Inflation XVI: La réglementation des loyers complique la tâche de la BNS

La Banque nationale suisse (BNS) n’est pas dans une situation enviable: le taux d’inflation est nettement supérieur à la cible de 0 à 2%. Un bon moyen d’y remédier est de relever les taux d’intérêt. Or cela fait aussi augmenter le taux d’intérêt de référence. Et si celui-ci monte, les loyers suivent automatiquement, et avec eux le renchérissement. Il ne faut pas négliger cet effet: si les loyers progressent de 5%, le renchérissement moyen passe à 1%, même si tous les autres prix restent constants. C’est pourquoi lier les loyers au taux hypothécaire n’était pas une bonne idée.

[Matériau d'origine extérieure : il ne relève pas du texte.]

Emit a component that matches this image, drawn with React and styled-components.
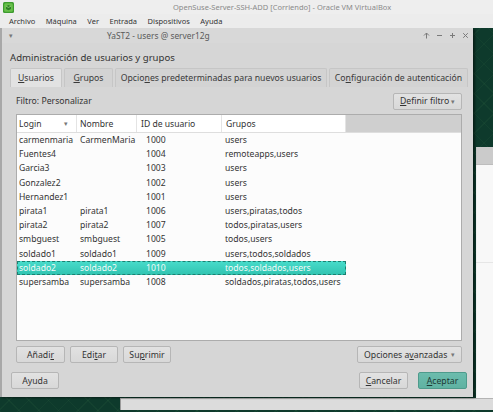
import React from "react";
import styled, { createGlobalStyle, css } from "styled-components";

const Global = createGlobalStyle`
  html, body { margin: 0; padding: 0; }
  body { width: 493px; height: 412px; overflow: hidden; font-family: "Noto Sans", "Open Sans", sans-serif; }
  * { box-sizing: border-box; }
`;

const Frame = styled.div`
  width: 493px;
  height: 412px;
  display: flex;
  flex-direction: column;
  background: #ececec;
  white-space: nowrap;
`;

const TopBar = styled.div`
  height: 14px;
  display: flex;
  align-items: center;
  padding-left: 3px;
  background: #eeeeee;
`;

const TopTitle = styled.span`
  margin-left: 159px;
  font-size: 7.5px;
  color: #8a8a8a;
`;

const MenuBar = styled.div`
  height: 14px;
  display: flex;
  align-items: center;
  padding-left: 4px;
  background: #ececec;
`;

const MenuItem = styled.span`
  font-size: 7.5px;
  color: #333;
  padding: 0 5.5px 0 5px;
`;

const Desktop = styled.div`
  flex: 1;
  position: relative;
  overflow: hidden;
  background-color: #0e3a2c;
  background-image:
    repeating-linear-gradient(45deg, rgba(90, 160, 90, 0.07) 0 1px, transparent 1px 14px),
    repeating-linear-gradient(-45deg, rgba(90, 160, 90, 0.07) 0 1px, transparent 1px 14px);
`;

const BackRight = styled.div`
  position: absolute;
  left: 476px;
  top: 119px;
  width: 40px;
  height: 260px;
  display: flex;
  flex-direction: column;
  background: #f8f8f8;
`;

const BackTitle = styled.div`
  height: 18px;
  background: #cbcbcb;
  border-bottom: 1px solid #bdbdbd;
`;

const BackLine = styled.div`
  margin-top: 97px;
  border-top: 1px solid #e6e6e6;
`;

const BackBottom = styled.div`
  position: absolute;
  left: 120px;
  top: 370px;
  width: 380px;
  height: 12px;
  background: #dcdcdc;
  border-top: 1px solid #b4b4b4;
  border-left: 1px solid #9a9a9a;
`;

const Window = styled.div`
  position: absolute;
  left: 0;
  top: 0;
  width: 473px;
  height: 369px;
  display: flex;
  flex-direction: column;
  background: #d6d6d6;
  border-left: 2px solid #a8a8a8;
  box-shadow: 2px 1px 2px rgba(0, 0, 0, 0.45);
`;

const WinTitle = styled.div`
  height: 15px;
  display: flex;
  align-items: center;
  padding: 0 4px 0 7px;
  background: #d8d8d8;
  color: #5a5a5a;
  font-size: 8.4px;
`;

const WinTitleText = styled.span`
  margin-left: 94px;
  flex: 1;
`;

const WinBtns = styled.div`
  display: flex;
  gap: 6px;
  align-items: center;
`;

const Body = styled.div`
  flex: 1;
  display: flex;
  flex-direction: column;
  padding: 9px 5px 8px 8px;
  color: #333;
`;

const Heading = styled.div`
  font-size: 9.6px;
  line-height: 12px;
  height: 12px;
`;

const TabBar = styled.div`
  margin-top: 4px;
  height: 19px;
  display: flex;
  gap: 2px;
`;

const Tab = styled.div`
  height: 19px;
  display: flex;
  align-items: center;
  justify-content: center;
  width: ${(p) => p.$w}px;
  font-size: 8.7px;
  color: #3a3a3a;
  border: 1px solid #c6c6c6;
  border-bottom: none;
  border-radius: 2px 2px 0 0;
  background: ${(p) => (p.$active ? "#e2e2e2" : "#d3d3d3")};
`;

const Panel = styled.div`
  flex: 1;
  display: flex;
  flex-direction: column;
  padding: 5px 6px 0 6px;
`;

const FilterRow = styled.div`
  height: 18px;
  display: flex;
  align-items: center;
  justify-content: space-between;
  font-size: 8.7px;
`;

const Button = styled.button`
  height: 17px;
  width: ${(p) => p.$w}px;
  padding: 0 ${(p) => (p.$menu ? "6px" : "0")};
  display: flex;
  align-items: center;
  justify-content: ${(p) => (p.$menu ? "space-between" : "center")};
  font-family: "Noto Sans", "Open Sans", sans-serif;
  font-size: 8.7px;
  color: #333;
  white-space: nowrap;
  border: 1px solid #b6b6b6;
  border-radius: 2px;
  background: linear-gradient(#e2e2e2, #d8d8d8);
  ${(p) =>
    p.$primary &&
    css`
      background: linear-gradient(#6cbcad, #5fb2a2);
      border-color: #4e9b8c;
      color: #1d3a35;
    `}
`;

const Arrow = styled.span`
  font-size: 7px;
  color: #777;
`;

const Table = styled.div`
  margin-top: 4px;
  height: 227px;
  display: flex;
  flex-direction: column;
  background: #fcfcfc;
  border: 1px solid #acacac;
  font-size: 8.6px;
`;

const cols = "60px 60px 85px 124px";

const HeadRow = styled.div`
  height: 18px;
  display: grid;
  grid-template-columns: ${cols} 1fr;
  border-bottom: 1px solid #dedede;
`;

const HeadCell = styled.div`
  display: flex;
  align-items: center;
  justify-content: space-between;
  padding: 0 8px 0 ${(p) => p.$pad}px;
  background: #ffffff;
  border-right: 1px solid #e4e4e4;
  color: #333;
`;

const HeadFill = styled.div`
  background: #cfcfcf;
`;

const Row = styled.div`
  height: 14.2px;
  width: 329px;
  display: grid;
  grid-template-columns: ${cols};
  align-items: center;
  color: #333;
  ${(p) =>
    p.$selected &&
    css`
      background: linear-gradient(#48dccb, #30c3b0);
      outline: 1px dashed #1b7f70;
      outline-offset: -1px;
      color: #f4fbfa;
    `}
`;

const Cell = styled.div`
  padding-left: ${(p) => p.$pad}px;
`;

const ButtonRow = styled.div`
  margin-top: 5px;
  display: flex;
  align-items: center;
  gap: 5px;
`;

const Spacer = styled.div`
  flex: 1;
`;

const BottomRow = styled.div`
  margin-top: auto;
  padding: 0 1px;
  display: flex;
  align-items: center;
  gap: 10px;
`;

const U = styled.span`
  text-decoration: underline;
  text-underline-offset: 1px;
`;

const VBoxIcon = () => (
  <svg width="11" height="11" viewBox="0 0 11 11">
    <rect x="0" y="0" width="11" height="11" rx="1.5" fill="#3d9b2f" />
    <rect x="1.2" y="1.2" width="8.6" height="8.6" rx="1.5" fill="#68c04a" />
    <path d="M3 4.2 L5.5 3 L8 4.2 L8 7 L5.5 8.3 L3 7 Z" fill="#2f7f26" />
    <path d="M3 4.2 L5.5 5.4 L8 4.2" stroke="#a8e08c" strokeWidth="0.7" fill="none" />
  </svg>
);

const TitleIcon = ({ d }) => (
  <svg width="7" height="7" viewBox="0 0 7 7">
    <path d={d} stroke="#7a7a7a" strokeWidth="1" fill="none" />
  </svg>
);

const rows = [
  ["carmenmaria", "CarmenMaria", "1000", "users"],
  ["Fuentes4", "", "1004", "remoteapps,users"],
  ["Garcia3", "", "1003", "users"],
  ["Gonzalez2", "", "1002", "users"],
  ["Hernandez1", "", "1001", "users"],
  ["pirata1", "pirata1", "1006", "users,piratas,todos"],
  ["pirata2", "pirata2", "1007", "todos,piratas,users"],
  ["smbguest", "smbguest", "1005", "todos,users"],
  ["soldado1", "soldado1", "1009", "users,todos,soldados"],
  ["soldado2", "soldado2", "1010", "todos,soldados,users"],
  ["supersamba", "supersamba", "1008", "soldados,piratas,todos,users"],
];

export default function App() {
  return (
    <>
      <Global />
      <Frame>
        <TopBar>
          <VBoxIcon />
          <TopTitle>OpenSuse-Server-SSH-ADD [Corriendo] - Oracle VM VirtualBox</TopTitle>
        </TopBar>
        <MenuBar>
          {["Archivo", "Máquina", "Ver", "Entrada", "Dispositivos", "Ayuda"].map((m) => (
            <MenuItem key={m}>{m}</MenuItem>
          ))}
        </MenuBar>
        <Desktop>
          <BackRight>
            <BackTitle />
            <BackLine />
          </BackRight>
          <BackBottom />
          <Window>
            <WinTitle>
              <Arrow>▾</Arrow>
              <WinTitleText>YaST2 - users @ server12g</WinTitleText>
              <WinBtns>
                <TitleIcon d="M3.5 1 L3.5 6.5 M1 3.5 L3.5 1 L6 3.5" />
                <TitleIcon d="M1 3.5 L6 3.5" />
                <TitleIcon d="M3.5 1 L3.5 6 M1 3.5 L6 3.5" />
                <TitleIcon d="M1.2 1.2 L5.8 5.8 M5.8 1.2 L1.2 5.8" />
              </WinBtns>
            </WinTitle>
            <Body>
              <Heading>Administración de usuarios y grupos</Heading>
              <TabBar>
                <Tab $w={52} $active>
                  <span><U>U</U>suarios</span>
                </Tab>
                <Tab $w={49}>
                  <span><U>G</U>rupos</span>
                </Tab>
                <Tab $w={212}>
                  <span>Opcio<U>n</U>es predeterminadas para nuevos usuarios</span>
                </Tab>
                <Tab $w={139}>
                  <span>Co<U>n</U>figuración de autenticación</span>
                </Tab>
              </TabBar>
              <Panel>
                <FilterRow>
                  <span>Filtro: Personalizar</span>
                  <Button $w={69} $menu>
                    <span><U>D</U>efinir filtro</span>
                    <Arrow>▾</Arrow>
                  </Button>
                </FilterRow>
                <Table>
                  <HeadRow>
                    <HeadCell $pad={2}>
                      <span>Login</span>
                      <Arrow>▾</Arrow>
                    </HeadCell>
                    <HeadCell $pad={3}>Nombre</HeadCell>
                    <HeadCell $pad={4}>ID de usuario</HeadCell>
                    <HeadCell $pad={4}>Grupos</HeadCell>
                    <HeadFill />
                  </HeadRow>
                  {rows.map((r) => (
                    <Row key={r[0]} $selected={r[0] === "soldado2"}>
                      <Cell $pad={2}>{r[0]}</Cell>
                      <Cell $pad={3}>{r[1]}</Cell>
                      <Cell $pad={9}>{r[2]}</Cell>
                      <Cell $pad={3}>{r[3]}</Cell>
                    </Row>
                  ))}
                </Table>
                <ButtonRow>
                  <Button $w={49}>
                    <span>Añadi<U>r</U></span>
                  </Button>
                  <Button $w={48}>
                    <span>Edi<U>t</U>ar</span>
                  </Button>
                  <Button $w={48}>
                    <span>Su<U>p</U>rimir</span>
                  </Button>
                  <Spacer />
                  <Button $w={105} $menu>
                    <span>Opciones a<U>v</U>anzadas</span>
                    <Arrow>▾</Arrow>
                  </Button>
                </ButtonRow>
              </Panel>
              <BottomRow>
                <Button $w={48}>Ayuda</Button>
                <Spacer />
                <Button $w={49}>
                  <span><U>C</U>ancelar</span>
                </Button>
                <Button $w={49} $primary>
                  <span><U>A</U>ceptar</span>
                </Button>
              </BottomRow>
            </Body>
          </Window>
        </Desktop>
      </Frame>
    </>
  );
}
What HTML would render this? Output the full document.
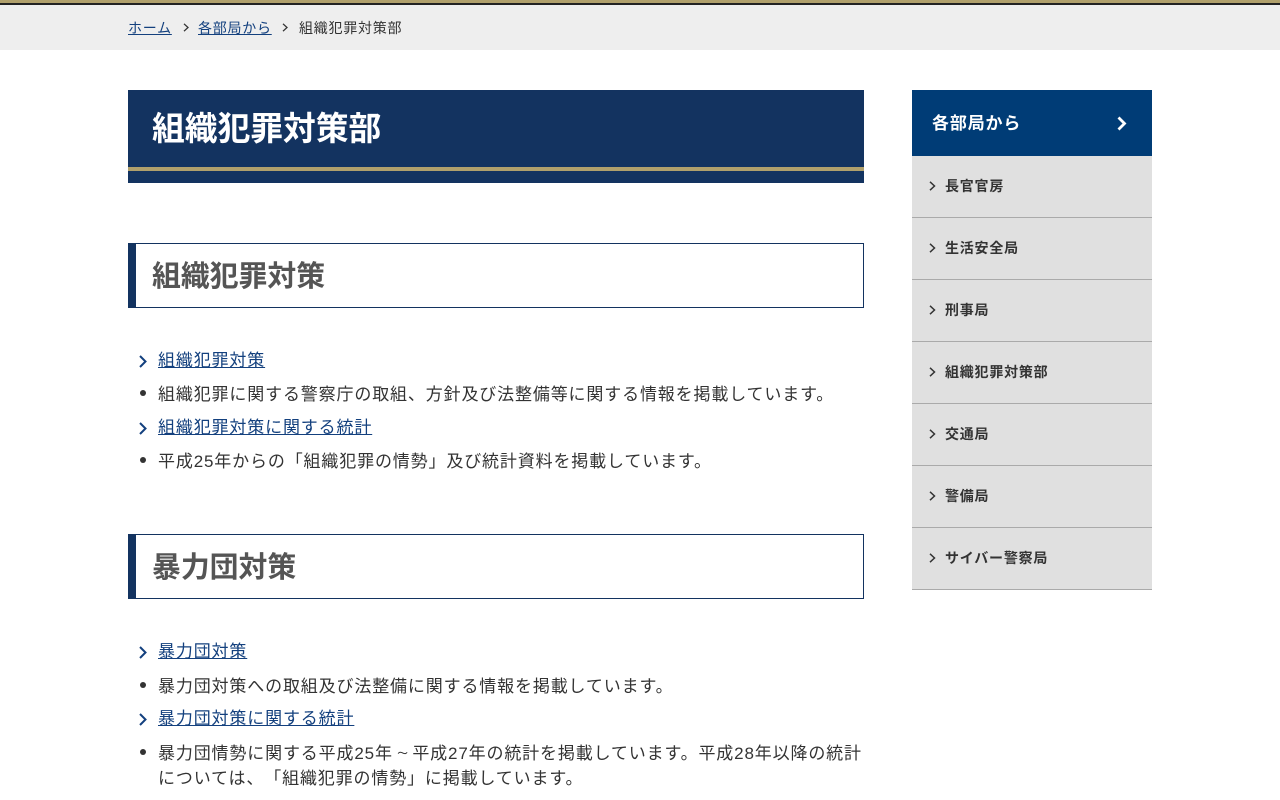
<!DOCTYPE html>
<html lang="ja"><head><meta charset="utf-8"><title>組織犯罪対策部</title>
<style>
*{box-sizing:border-box}
html,body{margin:0;padding:0;background:#fff;width:1280px;height:800px;overflow:hidden}
body{position:relative;font-family:"Liberation Sans","Noto Sans CJK JP",sans-serif;color:#333;text-spacing-trim:space-all}
.a{position:absolute;white-space:nowrap}
a{color:#13407e;text-decoration:underline}
.t{font-size:17px;letter-spacing:.85px;line-height:24px;left:158px}
.tl{font-family:"NanumGothic",sans-serif;display:inline-block;width:19.5px;text-align:center;letter-spacing:0}
.b{position:absolute;left:140px;width:6px;height:6px;border-radius:50%;background:#333}
svg{position:absolute;overflow:visible}
.h2{position:absolute;left:128px;width:736px;height:65px;border:1px solid #133360;border-left:8px solid #133360}
.h2t{font-size:28.85px;font-weight:bold;color:#555;left:152px;line-height:40px}
.s{position:absolute;left:912px;width:240px;height:62px;background:#e0e0e0;border-bottom:1px solid #aaa}
.st{position:absolute;left:33px;top:19px;font-size:14px;letter-spacing:.78px;font-weight:bold;line-height:22px;color:#333;white-space:nowrap}
.bc{font-size:14px;letter-spacing:.75px;line-height:21px;top:18px}
</style></head><body>
<div class="a" style="left:0;top:0;width:1280px;height:5px;background:#b0a06c;border-bottom:2px solid #222"></div>
<div class="a" style="left:0;top:5px;width:1280px;height:45px;background:#eee"></div>
<div class="a bc" style="left:128px"><a href="#">ホーム</a></div>
<svg style="left:183px;top:23px" width="6" height="9"><path d="M1 .8 5 4.5 1 8.2" fill="none" stroke="#333" stroke-width="1.3"/></svg>
<div class="a bc" style="left:198px"><a href="#">各部局から</a></div>
<svg style="left:282px;top:23px" width="6" height="9"><path d="M1 .8 5 4.5 1 8.2" fill="none" stroke="#333" stroke-width="1.3"/></svg>
<div class="a bc" style="left:299px">組織犯罪対策部</div>

<div class="a" style="left:128px;top:90px;width:736px;height:93px;background:#133360"></div>
<div class="a" style="left:128px;top:167px;width:736px;height:4px;background:#b0a06c"></div>
<div class="a" style="left:152px;top:107px;font-size:32.75px;font-weight:bold;color:#fff;line-height:44px">組織犯罪対策部</div>

<div class="h2" style="top:243px"></div>
<div class="a h2t" style="top:257px">組織犯罪対策</div>
<svg style="left:139px;top:355px" width="8" height="13"><path d="M1 1 6.5 6.5 1 12" fill="none" stroke="#13407e" stroke-width="2"/></svg>
<div class="a t" style="top:349px"><a href="#">組織犯罪対策</a></div>
<div class="b" style="top:390px"></div>
<div class="a t" style="top:383px">組織犯罪に関する警察庁の取組、方針及び法整備等に関する情報を掲載しています。</div>
<svg style="left:139px;top:422px" width="8" height="13"><path d="M1 1 6.5 6.5 1 12" fill="none" stroke="#13407e" stroke-width="2"/></svg>
<div class="a t" style="top:416px"><a href="#">組織犯罪対策に関する統計</a></div>
<div class="b" style="top:457px"></div>
<div class="a t" style="top:450px">平成25年からの「組織犯罪の情勢」及び統計資料を掲載しています。</div>

<div class="h2" style="top:534px"></div>
<div class="a h2t" style="top:548px">暴力団対策</div>
<svg style="left:139px;top:646px" width="8" height="13"><path d="M1 1 6.5 6.5 1 12" fill="none" stroke="#13407e" stroke-width="2"/></svg>
<div class="a t" style="top:640px"><a href="#">暴力団対策</a></div>
<div class="b" style="top:682px"></div>
<div class="a t" style="top:675px">暴力団対策への取組及び法整備に関する情報を掲載しています。</div>
<svg style="left:139px;top:713px" width="8" height="13"><path d="M1 1 6.5 6.5 1 12" fill="none" stroke="#13407e" stroke-width="2"/></svg>
<div class="a t" style="top:707px"><a href="#">暴力団対策に関する統計</a></div>
<div class="b" style="top:749px"></div>
<div class="a t" style="top:742px">暴力団情勢に関する平成25年<span class="tl">～</span>平成27年の統計を掲載しています。平成28年以降の統計</div>
<div class="a t" style="top:767px">については、「組織犯罪の情勢」に掲載しています。</div>

<div class="a" style="left:912px;top:90px;width:240px;height:66px;background:#003c76"></div>
<div class="a" style="left:932px;top:112px;font-size:17px;letter-spacing:.85px;font-weight:bold;color:#fff;line-height:24px">各部局から</div>
<svg style="left:1117px;top:116px" width="12" height="15"><path d="M1.5 1.5 7.5 7.5 1.5 13.5" fill="none" stroke="#fff" stroke-width="2.8"/></svg>

<div class="s" style="top:156px"><svg style="left:17px;top:25px" width="7" height="10"><path d="M1 .8 5.5 5 1 9.2" fill="none" stroke="#333" stroke-width="1.5"/></svg><span class="st">長官官房</span></div>
<div class="s" style="top:218px"><svg style="left:17px;top:25px" width="7" height="10"><path d="M1 .8 5.5 5 1 9.2" fill="none" stroke="#333" stroke-width="1.5"/></svg><span class="st">生活安全局</span></div>
<div class="s" style="top:280px"><svg style="left:17px;top:25px" width="7" height="10"><path d="M1 .8 5.5 5 1 9.2" fill="none" stroke="#333" stroke-width="1.5"/></svg><span class="st">刑事局</span></div>
<div class="s" style="top:342px"><svg style="left:17px;top:25px" width="7" height="10"><path d="M1 .8 5.5 5 1 9.2" fill="none" stroke="#333" stroke-width="1.5"/></svg><span class="st">組織犯罪対策部</span></div>
<div class="s" style="top:404px"><svg style="left:17px;top:25px" width="7" height="10"><path d="M1 .8 5.5 5 1 9.2" fill="none" stroke="#333" stroke-width="1.5"/></svg><span class="st">交通局</span></div>
<div class="s" style="top:466px"><svg style="left:17px;top:25px" width="7" height="10"><path d="M1 .8 5.5 5 1 9.2" fill="none" stroke="#333" stroke-width="1.5"/></svg><span class="st">警備局</span></div>
<div class="s" style="top:528px"><svg style="left:17px;top:25px" width="7" height="10"><path d="M1 .8 5.5 5 1 9.2" fill="none" stroke="#333" stroke-width="1.5"/></svg><span class="st">サイバー警察局</span></div>
</body></html>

Le marché suisse du logement est fortement réglementé. La loi prévoit que l’adaptation des loyers doit être justifiée par des coûts. Les forces du marché sont parfois sapées, de manière que l’offre et la demande ne peuvent pas jouer correctement. Autrement dit, des incitations sont mal placées et trop peu de logements locatifs sont construits. Cette situation a toutefois une conséquence négative à laquelle on prête peu d’attention: le carcan du droit du bail fait que le taux hypothécaire joue un trop grand rôle. Car les taux d’intérêt hypothécaires représentent un coût pour le bailleur. S’il faut justifier une hausse de loyer par des coûts, la hausse des taux d’intérêt permet une telle justification. C’est exactement ce qui est en train de se passer.

Le taux de référence, qui est une moyenne des taux hypothécaires, est en vigueur en Suisse depuis le 10 septembre 2008. Ce taux uniforme est clairement réglementé. Il a été récemment relevé de 1,25% à 1,5%. Et cela a des conséquences. Sur la base de cette hausse, les loyers peuvent être relevés de 3%. L’inflation justifie aussi des hausses de prix. Supposons que tous les loyers puissent être majorés de 5% et que tous les bailleurs fassent le pas. L’inflation moyenne atteindrait alors 1%, même si tous les autres prix restent constants. Le calcul est simple: le loyer représente un cinquième environ (18,6%) du panier de biens dont un ménage moyen a besoin pour vivre en Suisse. C’est le poste de dépenses le plus important, suivi par les dépenses de santé (15,3%), de transport (12%), d’alimentation et de boissons non alcoolisées (11%). Les dépenses pour des produits pétroliers, qui font couler beaucoup d’encre en ce moment, ne pèsent que 2,9% dans le budget moyen des ménages.

Le fait de lier les loyers au taux d’intérêt de référence a pour conséquence que toute hausse des taux d’intérêt de la BNS revient à faire quatre pas en avant et un pas en arrière dans la lutte contre l’inflation. En cas de hausse des taux d’intérêt, les loyers augmentent au mauvais moment. S’ils n’avaient pas été liés aux taux, les loyers auraient sans doute augmenté un peu plus ces dernières années pour s’adapter aux conditions du marché, et il n’y aurait pas de besoin de rattrapage. Aujourd’hui, la BNS s’emploie à lutter contre l’inflation en resserrant les taux d’intérêt et ses mesures ont un effet négatif sur un segment du marché. Pour la BNS, il sera donc plus difficile de lutter contre l’inflation.

On constate une nouvelle fois que les interventions sur le marché entraînent des distorsions considérables. Et elles produisent des effets secondaires non souhaités. Ce n’est donc pas une bonne idée de lier les loyers aux taux d’intérêt.

La BNS doit tout de même maintenir ses hausses de taux d’intérêt afin de lutter contre l’inflation. La stabilité des prix est sans doute l’une des conditions les plus sous-estimées à la prospérité et à une croissance économique durable. Or dans les circonstances actuelles, il faut malheureusement un peu plus de temps pour que les mesures visant à lutter contre l’inflation agissent.